Flow of change data in a CDC Transaction stage job

To understand how the CDC Transaction stage works, you should understand how data flows from the source database to the target database.

The following image shows how data flows when IBM® InfoSphere® Change Data Capture (InfoSphere CDC) captures changes at a source database and uses IBM InfoSphere DataStage® to deliver the change data to a target database.

The image is described by the surrounding text.

  1. On the computer where the source database is installed, the InfoSphere CDC service for the database monitors and captures the change.
  2. InfoSphere CDC transfers the change data according to the replication definition.
  3. The InfoSphere CDC for InfoSphere DataStage server sends data to the CDC Transaction stage through a TCP/IP session that is created when replication begins. Periodically, the InfoSphere CDC for InfoSphere DataStage server also sends a COMMIT message (along with bookmark information) to mark the transaction boundary in the captured log.
  4. In the InfoSphere DataStage job, the data flows over links from the CDC Transaction stage to the target database connector stage. The bookmark information is sent over a bookmark link. For each COMMIT message sent by the InfoSphere CDC for InfoSphere DataStage server, the CDC Transaction stage creates end-of-wave (EOW) markers that are sent on all output links to the target database connector stage.
  5. The target database connector stage connects to the target database and sends data over the session. When the target database connector stage receives an end-of-wave marker on all input links, it writes bookmark information to a bookmark table and then commits the transaction to the target database.
  6. Periodically, the InfoSphere CDC for InfoSphere DataStage server requests bookmark information from a bookmark table on the target database.
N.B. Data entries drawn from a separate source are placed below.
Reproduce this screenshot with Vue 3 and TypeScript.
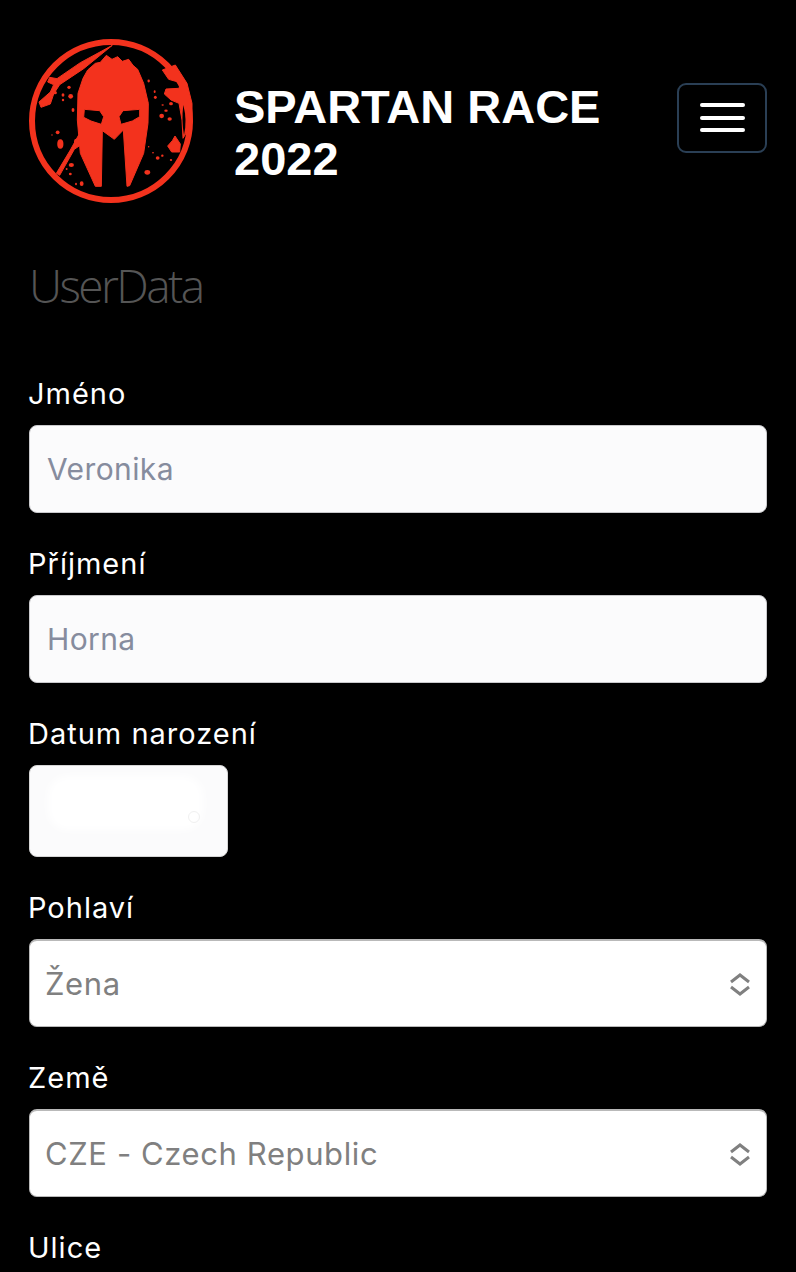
<script setup lang="ts">
interface Field {
  label: string
  kind: 'input' | 'date' | 'select'
  value?: string
}
const fields: Field[] = [
  { label: 'Jméno', kind: 'input', value: 'Veronika' },
  { label: 'Příjmení', kind: 'input', value: 'Horna' },
  { label: 'Datum narození', kind: 'date' },
  { label: 'Pohlaví', kind: 'select', value: 'Žena' },
  { label: 'Země', kind: 'select', value: 'CZE - Czech Republic' },
]
const drops: [number, number, number, number][] = [
  [164, 218, 8, 7], [206, 202, 7, 7], [188, 225, 6, 7], [211, 229, 10, 10], [188, 240, 5, 5], [218, 270, 6, 8],
  [445, 183, 5, 6], [463, 215, 4, 6], [465, 232, 6, 7], [512, 251, 8, 7], [487, 255, 5, 3], [497, 272, 7, 5],
  [484, 288, 10, 9], [508, 297, 9, 7], [172, 337, 8, 8], [155, 345, 3, 3], [213, 435, 11, 8], [199, 447, 4, 4],
  [210, 462, 6, 5], [227, 492, 4, 5], [244, 491, 8, 10], [441, 457, 12, 10], [472, 414, 8, 7], [486, 407, 5, 5],
  [458, 398, 4, 3], [445, 380, 3, 3], [512, 420, 5, 4], [180, 372, 13, 20], [228, 366, 10, 14],
]
</script>

<template>
  <div class="page">
    <header class="header">
      <svg class="logo" viewBox="86 57 492 492" aria-hidden="true">
        <circle cx="332" cy="303" r="237" fill="none" stroke="#f3321d" stroke-width="18" />
        <path class="red soft" d="M336 76 L240 128 L170 176 L148 172 L142 186 L160 194 L150 216 L116 246 L122 262 L150 252 L160 222 L178 194 L250 146 Z" />
        <path class="red soft" d="M486 150 L505 178 L530 185 L545 190 L535 205 L497 207 L492 222 L512 240 L536 250 L545 300 L548 355 L575 310 L575 250 L560 190 L525 135 Z" />
        <path class="black" d="M549 255 Q561 300 551 345 Q543 300 549 255 Z" />
        <path class="red soft" d="M502 378 L516 362 L524 348 L540 372 L538 396 L514 396 Z" />
        <path class="red soft" d="M235 345 L210 390 L168 460 L178 466 L222 388 L242 374 Z" />
        <path class="red soft" fill-rule="evenodd" d="M262 150 L285 130 L300 127 L318 106 L335 118 L352 110 L366 124 L385 118 L398 136 L412 148 L430 190 L444 250 L443 310 L430 400 L388 497 L380 499 L369 330 L342 358 L306 332 L303 499 L285 499 L240 400 L231 300 L233 220 L248 175 Z
          M252 268 L298 272 L310 290 L303 313 L272 303 L250 292 Z
          M418 268 L368 272 L356 290 L362 313 L396 303 L418 290 Z" />
        <ellipse v-for="(d, i) in drops" :key="i" class="red" :cx="d[0]" :cy="d[1]" :rx="d[2] / 1.4" :ry="d[3] / 1.4" />
      </svg>
      <h1 class="title">SPARTAN RACE 2022</h1>
      <button class="burger" type="button" aria-label="Menu">
        <span></span><span></span><span></span>
      </button>
    </header>

    <h2 class="heading">UserData</h2>

    <form class="form" @submit.prevent>
      <div v-for="f in fields" :key="f.label" class="field">
        <div class="label">{{ f.label }}</div>
        <div v-if="f.kind === 'input'" class="control input">{{ f.value }}</div>
        <div v-else-if="f.kind === 'date'" class="control date"><i class="mask"></i><i class="dot"></i></div>
        <div v-else class="control select">
          {{ f.value }}
          <svg class="chev" width="22" height="24" viewBox="0 0 22 24" aria-hidden="true">
            <path d="M2 10 L11 3 L20 10 M2 15 L11 22 L20 15" fill="none" stroke="#808080" stroke-width="3" />
          </svg>
        </div>
      </div>
      <div class="field">
        <div class="label">Ulice</div>
      </div>
    </form>
  </div>
</template>

<style scoped>
.page {
  box-sizing: border-box;
  height: 1272px;
  overflow: hidden;
  background: #000;
  padding: 39px 29px 0;
  font-family: Inter, "Liberation Sans", sans-serif;
}
.header {
  display: flex;
  align-items: center;
  height: 164px;
}
.logo {
  width: 164px;
  height: 164px;
  flex: none;
  filter: blur(0.5px);
}
.red { fill: #f3321d; }
.soft { stroke: #f3321d; stroke-width: 3; stroke-linejoin: round; }
.black { fill: #000; }
.title {
  margin: 24px 0 0 41px;
  flex: 1;
  max-width: 390px;
  color: #fff;
  font: 700 47px/52px "Liberation Sans", Arial, sans-serif;
}
.burger {
  margin: 0 0 7px auto;
  width: 90px;
  height: 70px;
  box-sizing: border-box;
  border: 2px solid #2a3f55;
  border-radius: 9px;
  background: transparent;
  display: flex;
  flex-direction: column;
  align-items: center;
  justify-content: center;
  gap: 8.5px;
  padding: 0;
}
.burger span {
  width: 45px;
  height: 4px;
  border-radius: 2px;
  background: #fff;
}
.heading {
  margin: 55px 0 0;
  color: #555;
  font: 300 46px/54px "Open Sans", sans-serif;
  letter-spacing: -2.6px;
}
.form {
  margin-top: 61px;
  display: flex;
  flex-direction: column;
  gap: 30px;
}
.label {
  color: #fff;
  font-size: 29px;
  line-height: 42px;
  margin-bottom: 10px;
  letter-spacing: 1px;
  margin-left: -1px;
}
.control {
  box-sizing: border-box;
  height: 88px;
  border-radius: 8px;
  display: flex;
  align-items: center;
  font-size: 30px;
}
.input {
  background: #fbfbfc;
  border: 1px solid #c9c9cc;
  padding-left: 17px;
  color: #868c9e;
  letter-spacing: 0.4px;
}
.date {
  position: relative;
  width: 199px;
  height: 92px;
  background: #fbfbfc;
  border: 1px solid #d5d5d5;
}
.mask {
  position: absolute;
  left: 18px;
  right: 24px;
  top: 10px;
  bottom: 26px;
  background: #fff;
  border-radius: 20px;
  filter: blur(4px);
}
.dot {
  position: absolute;
  left: 158px;
  top: 45px;
  width: 10px;
  height: 10px;
  border-radius: 50%;
  border: 1px solid #f0f0f0;
}
.select {
  justify-content: space-between;
  background: #fff;
  border: 1px solid #b9b9b9;
  border-top: 2px solid #b9b9b9;
  padding: 0 15px 0 15px;
  color: #808080;
  font-size: 31px;
  letter-spacing: 0.6px;
}
.chev {
  flex: none;
}
</style>

<style>
html, body { margin: 0; background: #000; }
</style>
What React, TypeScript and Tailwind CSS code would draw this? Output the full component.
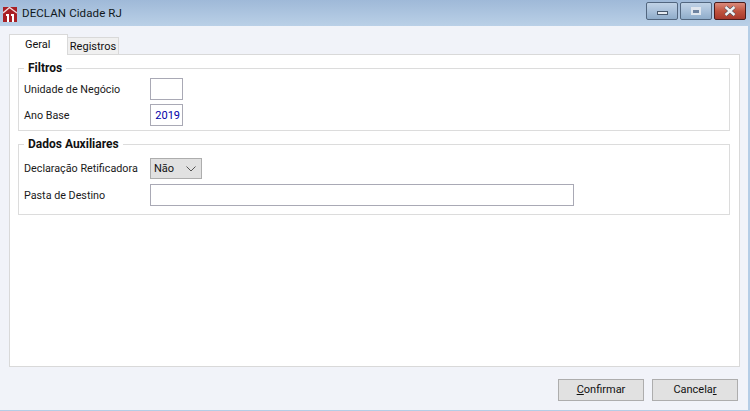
import React from 'react';

const font = { fontFamily: 'Roboto, "Liberation Sans", Arial, sans-serif' };

function AppIcon() {
  return (
    <svg width="14" height="15" viewBox="0 0 14 15" className="shrink-0">
      <rect x="0" y="0" width="14" height="15" fill="#a81f24" />
      <path d="M0 6 L6.5 0.5 L14 6" stroke="#f2d9d9" strokeWidth="1.4" fill="none" />
      <rect x="4" y="7" width="2" height="8" fill="#fff" />
      <rect x="9" y="7" width="2" height="8" fill="#fff" />
      <rect x="3" y="7" width="1" height="2" fill="#fff" />
      <rect x="8" y="7" width="1" height="2" fill="#fff" />
    </svg>
  );
}

function TitleBar() {
  return (
    <div className="h-[26px] shrink-0 flex items-center pl-[3px] pr-[4px] bg-gradient-to-b from-[#9fb9d8] to-[#bad0e7]">
      <div className="mt-[3px]"><AppIcon /></div>
      <span className="ml-[5px] mt-[1px] text-[11.5px] tracking-[0.1px] text-[#101820] leading-none">DECLAN Cidade RJ</span>
      <div className="ml-auto flex gap-[2px] -mt-[4px]">
        <button className="w-[32px] h-[18px] rounded-[2px] border border-[#52667f] bg-gradient-to-b from-[#c0d2e6] via-[#a9c0da] to-[#8facca] flex items-center justify-center">
          <span className="block w-[11px] h-[4px] mt-[3px] bg-[#e6ebf1] border border-[#46566a]" />
        </button>
        <button className="w-[32px] h-[18px] rounded-[2px] border border-[#52667f] bg-gradient-to-b from-[#c0d2e6] via-[#a9c0da] to-[#8facca] flex items-center justify-center">
          <span className="block w-[10px] h-[8px] bg-[#6f83a0] border-2 border-t-[3px] border-[#e0e6ee]" />
        </button>
        <button className="w-[32px] h-[18px] rounded-[2px] border border-[#4a1c1c] bg-gradient-to-b from-[#d98a7c] via-[#c0533f] to-[#a8382c] flex items-center justify-center">
          <svg width="12" height="10" viewBox="0 0 12 10">
            <path d="M1.5 1 L10.5 9 M10.5 1 L1.5 9" stroke="#3c4a5c" strokeWidth="3.6" />
            <path d="M1.5 1 L10.5 9 M10.5 1 L1.5 9" stroke="#f1f2f4" strokeWidth="2.4" />
          </svg>
        </button>
      </div>
    </div>
  );
}

function Tabs() {
  return (
    <div className="flex items-end h-[20px] relative z-10 text-[11px]">
      <div className="w-[59px] h-[21px] -mb-px bg-white border border-b-0 border-[#d9d9d9] text-[#111] pl-[15px] pt-[2px]">Geral</div>
      <div className="w-[52px] h-[17px] -ml-px bg-[#f0f0f0] border border-b-0 border-[#d9d9d9] text-[#111] text-center leading-[18px]">Registros</div>
    </div>
  );
}

function Group({ title, className, children }: { title: string; className: string; children: React.ReactNode }) {
  return (
    <fieldset className={`border border-[#dcdcdc] ml-[8px] mr-[9px] pl-[5px] ${className}`}>
      <legend className="px-[4px] text-[12px] font-bold text-[#111] leading-[14px]">{title}</legend>
      {children}
    </fieldset>
  );
}

function Row({ label, className, children }: { label: string; className: string; children: React.ReactNode }) {
  return (
    <div className={`flex items-center ${className}`}>
      <span className="w-[126px] shrink-0 pt-[2px] text-[10.75px] text-[#1a1a1a] leading-none">{label}</span>
      {children}
    </div>
  );
}

export default function App() {
  return (
    <div style={font} className="w-[750px] h-[411px] flex flex-col overflow-hidden bg-[#b5cde6]">
      <TitleBar />
      <div className="flex-1 mr-[2px] mb-px bg-[#f1f3f9] flex flex-col px-[9px] pt-[8px] min-h-0">
        <Tabs />
        <div className="w-[731px] h-[313px] bg-white border border-[#d9d9d9] pt-[6px] shrink-0">
          <Group title="Filtros" className="h-[70px]">
            <Row label="Unidade de Negócio" className="mt-[3px]">
              <div className="w-[33px] h-[22px] border border-[#a9a9b5] bg-white" />
            </Row>
            <Row label="Ano Base" className="mt-[4px]">
              <div className="w-[33px] h-[22px] border border-[#a9a9b5] bg-white text-[11px] text-[#0000a8] text-right pr-[2px] leading-[22px]">2019</div>
            </Row>
          </Group>
          <Group title="Dados Auxiliares" className="h-[78px] mt-[6px]">
            <Row label="Declaração Retificadora" className="mt-[7px]">
              <div className="w-[52px] h-[21px] border border-[#adadad] bg-[#e1e1e1] text-[11px] text-[#111] flex items-center pl-[3px] pr-[5px] justify-between">
                <span className="mt-[2px]">Não</span>
                <svg width="10" height="6" viewBox="0 0 10 6">
                  <path d="M0.5 0.5 L5 5 L9.5 0.5" stroke="#555" fill="none" />
                </svg>
              </div>
            </Row>
            <Row label="Pasta de Destino" className="mt-[5px]">
              <div className="w-[424px] h-[22px] border border-[#a9a9b5] bg-white" />
            </Row>
          </Group>
        </div>
        <div className="flex justify-end gap-[8px] mt-[12px] pr-[1px] text-[11px] text-[#111]">
          <button className="w-[86px] h-[22px] border border-[#adadad] bg-[#e1e1e1]"><span className="underline">C</span>onfirmar</button>
          <button className="w-[86px] h-[22px] border border-[#adadad] bg-[#e1e1e1]">Cancela<span className="underline">r</span></button>
        </div>
      </div>
    </div>
  );
}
In response to the request, the CDC Transaction stage fetches the bookmark information through ODBC and returns it to the InfoSphere CDC for InfoSphere DataStage server.
  7. The InfoSphere CDC for InfoSphere DataStage server receives the bookmark information, which is used for the following purposes:
    • To determine the starting point in the transaction log where changes are read when replication begins. (The starting point in the transaction log is the ending point from the previous replication, if the replication ended successfully.)
    • To determine if the existing transaction log can be cleaned up.
    The bookmark is committed synchronously with the data, so even if the job fails, the bookmark information and the written data are consistent. If the job fails, replication begins at the point that is indicated by the bookmark, and there is no loss of data.